GIVEN INSTRUCTION:
Search the material below for the string "components" and list each line that holds it.

DATASET EXTRACT:

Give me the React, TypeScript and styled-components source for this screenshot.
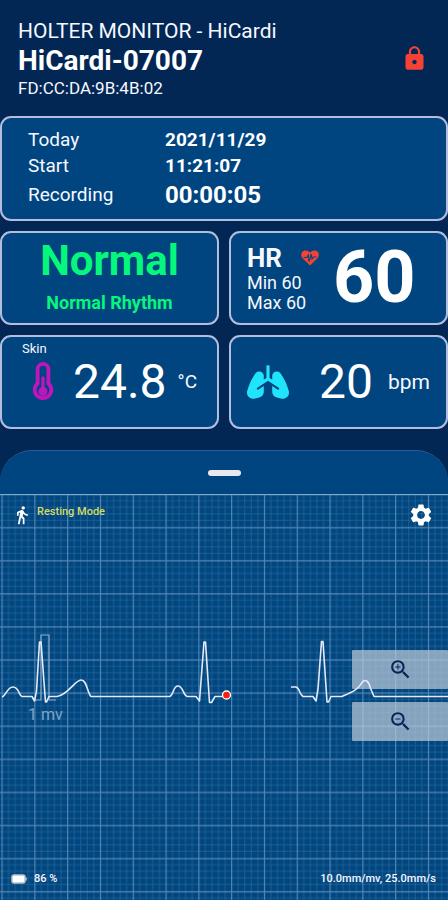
import React from "react";
import styled, { createGlobalStyle } from "styled-components";
import { MdDirectionsWalk, MdLock, MdSettings, MdZoomIn, MdZoomOut } from "react-icons/md";
import { FaLungs } from "react-icons/fa";

const GlobalStyle = createGlobalStyle`
  *, *::before, *::after { box-sizing: border-box; }
  body { margin: 0; background: #022754; }
`;

const Page = styled.div`
  display: flex;
  flex-direction: column;
  min-height: 100vh;
  background: #022754;
  color: #f6f8ff;
  font-family: Roboto, "Liberation Sans", sans-serif;
`;

const Header = styled.header`
  display: flex;
  align-items: center;
  justify-content: space-between;
  height: 116px;
  padding: 0 20px 0 18px;
`;

const Product = styled.div`
  font-size: 21px;
  line-height: 28px;
`;

const DeviceName = styled.h1`
  margin: 0;
  font-size: 28px;
  font-weight: 700;
  line-height: 32px;
  color: #ffffff;
`;

const Address = styled.div`
  font-size: 17px;
  line-height: 22px;
`;

const IconButton = styled.button<{ $color: string }>`
  display: flex;
  padding: 0;
  border: 0;
  background: none;
  color: ${(p) => p.$color};
  cursor: pointer;
`;

const Cards = styled.main`
  display: grid;
  grid-template-columns: 1fr 1fr;
  gap: 10px;
`;

const Card = styled.section<{ $wide?: boolean; $height: number }>`
  position: relative;
  display: flex;
  align-items: center;
  min-height: ${(p) => p.$height}px;
  grid-column: ${(p) => (p.$wide ? "1 / -1" : "auto")};
  border: 2px solid #b3bddd;
  border-radius: 11px;
  background: #00457f;
`;

const Session = styled.dl`
  display: grid;
  grid-template-columns: 137px auto;
  grid-template-rows: 26px 26px 32px;
  align-items: center;
  margin: 0;
  padding-left: 26px;
`;

const Term = styled.dt`
  font-size: 19px;
`;

const Detail = styled.dd<{ $large?: boolean }>`
  margin: 0;
  font-size: ${(p) => (p.$large ? 24 : 19)}px;
  font-weight: 700;
  color: #ffffff;
`;

const Rhythm = styled.div`
  flex: 1;
  padding-bottom: 2px;
  color: #05f77c;
  font-weight: 700;
  text-align: center;
`;

const RhythmState = styled.div`
  font-size: 42px;
  line-height: 52px;
`;

const RhythmName = styled.div`
  font-size: 18px;
  line-height: 32px;
`;

const HeartSummary = styled.div`
  width: 84px;
  padding-left: 16px;
  box-sizing: content-box;
`;

const HeartTitle = styled.div`
  display: flex;
  align-items: center;
  justify-content: space-between;
  padding-right: 12px;
  font-size: 26px;
  font-weight: 700;
  line-height: 30px;
`;

const Range = styled.div`
  font-size: 18px;
  line-height: 20px;
`;

const Rate = styled.div`
  margin-left: 2px;
  font-size: 72px;
  font-weight: 700;
  line-height: 80px;
  color: #ffffff;
`;

const Corner = styled.div`
  position: absolute;
  top: 4px;
  left: 20px;
  font-size: 13px;
  line-height: 16px;
`;

const Vital = styled.div<{ $inset: number; $end: number }>`
  flex: 1;
  display: flex;
  align-items: center;
  padding: 0 ${(p) => p.$end}px 0 ${(p) => p.$inset}px;
`;

const VitalValue = styled.div`
  margin-left: auto;
  font-size: 48px;
  line-height: 56px;
  color: #ffffff;
`;

const Unit = styled.div<{ $gap: number; $small?: boolean }>`
  margin-left: ${(p) => p.$gap}px;
  font-size: ${(p) => (p.$small ? 19 : 21)}px;
  line-height: 28px;
`;

const Sheet = styled.section`
  flex: 1;
  display: flex;
  flex-direction: column;
  margin-top: 21px;
  overflow: hidden;
  border-top: 1px solid #2a5f90;
  border-radius: 32px 32px 0 0;
  background: #00457f;
`;

const HandleBar = styled.div`
  display: flex;
  align-items: center;
  justify-content: center;
  height: 43px;
`;

const Handle = styled.button`
  width: 33px;
  height: 6px;
  padding: 0;
  border: 0;
  border-radius: 3px;
  background: #e7e9ee;
  cursor: pointer;
`;

const Monitor = styled.div`
  position: relative;
  flex: 1;
  display: flex;
  flex-direction: column;
  justify-content: space-between;
  min-height: 405px;
`;

const Layer = styled.svg`
  position: absolute;
  inset: 0;
  width: 100%;
  height: 100%;
  pointer-events: none;
`;

const MonitorRow = styled.div<{ $top?: boolean }>`
  position: relative;
  display: flex;
  align-items: center;
  justify-content: space-between;
  padding: ${(p) => (p.$top ? "8px 14px 0 12px" : "0 12px 13px 11px")};
`;

const Status = styled.div<{ $gap: number }>`
  display: flex;
  align-items: center;
  gap: ${(p) => p.$gap}px;
  font-size: 11px;
  font-weight: 500;
  line-height: 16px;
`;

const Mode = styled.span`
  padding-bottom: 6px;
  color: #d5dc62;
`;

const ZoomControls = styled.div`
  position: absolute;
  top: 156px;
  right: 0;
  display: flex;
  flex-direction: column;
  gap: 13px;
  width: 96px;
`;

const ZoomButton = styled.button`
  display: flex;
  align-items: center;
  justify-content: center;
  height: 39px;
  padding: 0;
  border: 0;
  border-radius: 1px;
  background: rgba(190, 203, 216, 0.7);
  color: #0b2458;
  cursor: pointer;
`;

function HeartIcon() {
  return (
    <svg width="18" height="16" viewBox="0 0 18 16" aria-hidden="true">
      <path
        fill="#f44336"
        d="M9 15.6 1.5 8.2C-.3 6.200-.1 3.300 1.300 1.800 3.300-.2 6.600-.1 9 2.500 11.400-.1 14.700-.2 16.700 1.800 18.100 3.300 18.300 6.200 16.500 8.200Z"
      />
      <path fill="none" stroke="#00457f" strokeWidth="1.100" d="M2.500 7.500h3.300L7.300 5 8 11.500 10.300 4 11 9l1.500-2h3" />
    </svg>
  );
}

function ThermometerIcon() {
  return (
    <svg width="22" height="40" viewBox="0 0 22 40" fill="none" stroke="#c014bd" aria-hidden="true">
      <path strokeWidth="3.800" d="M5.600 21.500V7.300a5.400 5.400 0 0 1 10.800 0v14.200a8.300 8.300 0 1 1-10.800 0Z" />
      <path strokeWidth="3.400" strokeLinecap="round" d="M11 16v12" />
      <circle cx="11" cy="29.500" r="4.500" fill="#c014bd" stroke="none" />
    </svg>
  );
}

function BatteryIcon() {
  return (
    <svg width="16" height="10" viewBox="0 0 16 10" aria-hidden="true">
      <rect x="1" y="1" width="13" height="8" rx="2" fill="#ffffff" stroke="#b8c2d0" strokeWidth="1.500" />
      <path d="M15 3.500v3" stroke="#b8c2d0" strokeWidth="1.500" />
    </svg>
  );
}

function Grid() {
  const minor = [1, 2, 3, 4].map((n) => n * 6.56);
  return (
    <Layer aria-hidden="true">
      <defs>
        <pattern id="paper" x="1.500" y="-.3" width="32.800" height="33.100" patternUnits="userSpaceOnUse">
          {minor.map((n) => (
            <path key={n} d={`M${n + 0.5} 0V33.100M0 ${n + 0.5}H32.800`} stroke="#3377a6" strokeOpacity=".4" strokeWidth="1.200" />
          ))}
          <path d="M.5 0V33.100M0 .8H32.800" stroke="#6d9dc6" strokeOpacity=".75" strokeWidth="1.300" />
        </pattern>
      </defs>
      <rect width="100%" height="100%" fill="#024680" />
      <rect width="100%" height="100%" fill="url(#paper)" />
      <path d="M0 .5H4000" stroke="#81a9cc" />
    </Layer>
  );
}

function Trace() {
  return (
    <Layer role="img" aria-label="ECG trace">
      <path fill="none" stroke="#8fb0d0" strokeWidth="1.200" d="M34 206h7V141h8v65h7" />
      <text x="28" y="226" fill="#7fa4c8" fontSize="16">
        1 mv
      </text>
      <g fill="none" stroke="#e3eaf8" strokeWidth="1.600" strokeLinejoin="round">
        <path d="M2 203C6 202 7 193 13 193S19 202 22 202.500H32L34.500 207 36.500 197 39.500 148H41L45.500 208H46.500L49 202.500H57C68 201 75 186 81 186S87 198 91 202.500H170C174 200 173 192 178 192S183 201 187 202.500H196L199.500 207 204 148H205.500L209.500 208.500H211.500L215 202.500H226" />
        <path d="M291 193H296C300 194 299 200 303 202.500H313L316 207 318 195 321.500 147.500H323L327 208H328.500L331 202.500H342C350 199 358 196 361 190 365 183 369 188 370 193L374 202.500H448" />
      </g>
      <circle cx="226.500" cy="201" r="4" fill="#f51d10" stroke="#ffffff" strokeWidth="1.300" />
    </Layer>
  );
}

export default function App() {
  return (
    <Page>
      <GlobalStyle />
      <Header>
        <div>
          <Product>HOLTER MONITOR - HiCardi</Product>
          <DeviceName>HiCardi-07007</DeviceName>
          <Address>FD:CC:DA:9B:4B:02</Address>
        </div>
        <IconButton $color="#f44336" aria-label="Lock">
          <MdLock size={27} />
        </IconButton>
      </Header>
      <Cards>
        <Card $wide $height={105}>
          <Session>
            <Term>Today</Term>
            <Detail>2021/11/29</Detail>
            <Term>Start</Term>
            <Detail>11:21:07</Detail>
            <Term>Recording</Term>
            <Detail $large>00:00:05</Detail>
          </Session>
        </Card>
        <Card $height={94}>
          <Rhythm>
            <RhythmState>Normal</RhythmState>
            <RhythmName>Normal Rhythm</RhythmName>
          </Rhythm>
        </Card>
        <Card $height={94}>
          <HeartSummary>
            <HeartTitle>
              HR <HeartIcon />
            </HeartTitle>
            <Range>Min 60</Range>
            <Range>Max 60</Range>
          </HeartSummary>
          <Rate>60</Rate>
        </Card>
        <Card $height={94}>
          <Corner>Skin</Corner>
          <Vital $inset={30} $end={20}>
            <ThermometerIcon />
            <VitalValue>24.8</VitalValue>
            <Unit $gap={11} $small>
              °C
            </Unit>
          </Vital>
        </Card>
        <Card $height={94}>
          <Vital $inset={16} $end={16}>
            <FaLungs size={42} color="#20e4fb" />
            <VitalValue>20</VitalValue>
            <Unit $gap={15}>bpm</Unit>
          </Vital>
        </Card>
      </Cards>
      <Sheet>
        <HandleBar>
          <Handle aria-label="Resize panel" />
        </HandleBar>
        <Monitor>
          <Grid />
          <MonitorRow $top>
            <Status $gap={5}>
              <MdDirectionsWalk size={20} color="#ffffff" />
              <Mode>Resting Mode</Mode>
            </Status>
            <IconButton $color="#ffffff" aria-label="Settings">
              <MdSettings size={26} />
            </IconButton>
          </MonitorRow>
          <ZoomControls>
            <ZoomButton aria-label="Zoom in">
              <MdZoomIn size={25} />
            </ZoomButton>
            <ZoomButton aria-label="Zoom out">
              <MdZoomOut size={25} />
            </ZoomButton>
          </ZoomControls>
          <Trace />
          <MonitorRow>
            <Status $gap={7}>
              <BatteryIcon />
              86 %
            </Status>
            <Status $gap={0}>10.0mm/mv, 25.0mm/s</Status>
          </MonitorRow>
        </Monitor>
      </Sheet>
    </Page>
  );
}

PROBLEM SOLUTION:
Give me the React, TypeScript and styled-components source for this screenshot.
import styled, { createGlobalStyle } from "styled-components";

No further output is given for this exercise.